#4. The Encyclopedia Britannica 11th edition (1910)
Posted By BillHeise on June 12, 2009
This is an article associated with the article “15 Memorable Books.” See the article for an explanation of this article.
—–
My wife used to complain about my copy of the 1910 Encyclopedia Britannica 11th edition, since the books were solidly bound but had old, hard cardboard covers which would break off in flutters of dust. Nevertheless, it was the best $40 I ever spent.
Why 11th edition? Once again, my friend and bookstore owner Eduard Vidmar had told me that the 11th edition had a reputation of being the most complete encyclopedia ever produced in history. That was enough for me, so I went to the Brandeis book sale, which was held in the parking lot of Edens Plaza, which, by chance, was also the place where the Edens Plaza Bank where I was working at the time, was located. Since I didn’t have a car, I waited outside all day, went to the Encyclopedia desk and found a copy of a relatively cheap 11th edition.

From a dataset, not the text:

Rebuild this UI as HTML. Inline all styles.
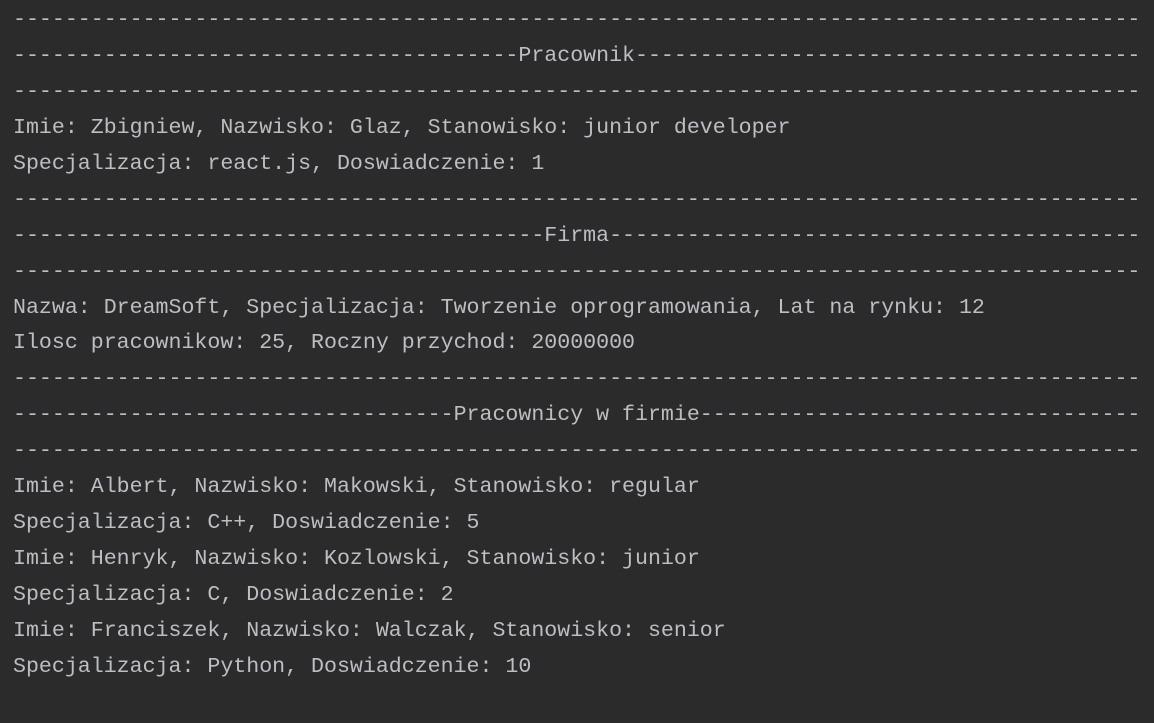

After that, I read it incessantly for more than 20 years. It’s packed away in the basement now, in large part because it was scanned in to the Wikipedia as the foundation of the Internet encyclopedia.
I learned more from this book in less time than in all the other books I’ve ever read combined. I learned about history, philology, paleontology, the Bible, music, the Middle Ages, the arts, sciences, mathematics, Shakespeare, aesthetics, Plato and Aristotle, logic, and Belgian literature by reading the first the articles in Encyclopedia Britannica. Of course, if anyone lived after 1910, that wasn’t covered. However, I had always been attracted more to ancient knowledge than modern. Besides, in my opinion, the world was changed by eruption of the first world war. After World War I, people thought differently about life than they had before the war.
I once got in trouble for citing the “Chronology” article in 11th edition of the Encyclopaedia Britannica in a paper on Shakespeare. I immediately ran up to my professor’s office and asked him if he gives me better source than Britannica site for such obscure information as Renaissance chronology. He said he could not, and we both agreed that I could use the Encyclopaedia Britannica but that I could not cite it, as it was considered by most to be a form of cheating.
This is why in my chapter on “Research” in my Writing for People Who Hate Writing I tell my students that they should use the Encyclopaedia Britannica CD-ROM or Wikipedia when they do their research but that they should not cite either one.
This insistence on not using either of these sources, which students use anyway, seems to reflect a bureaucratic position on research: it’s more important to find books in a haphazard manner than it is to find books in an orderly manner if you have to use an Encyclopedia. I voice my disagreement with my academic colleagues over this, but I’m old enough (and perhaps a wise enough) to realize that you can’t fight City Hall.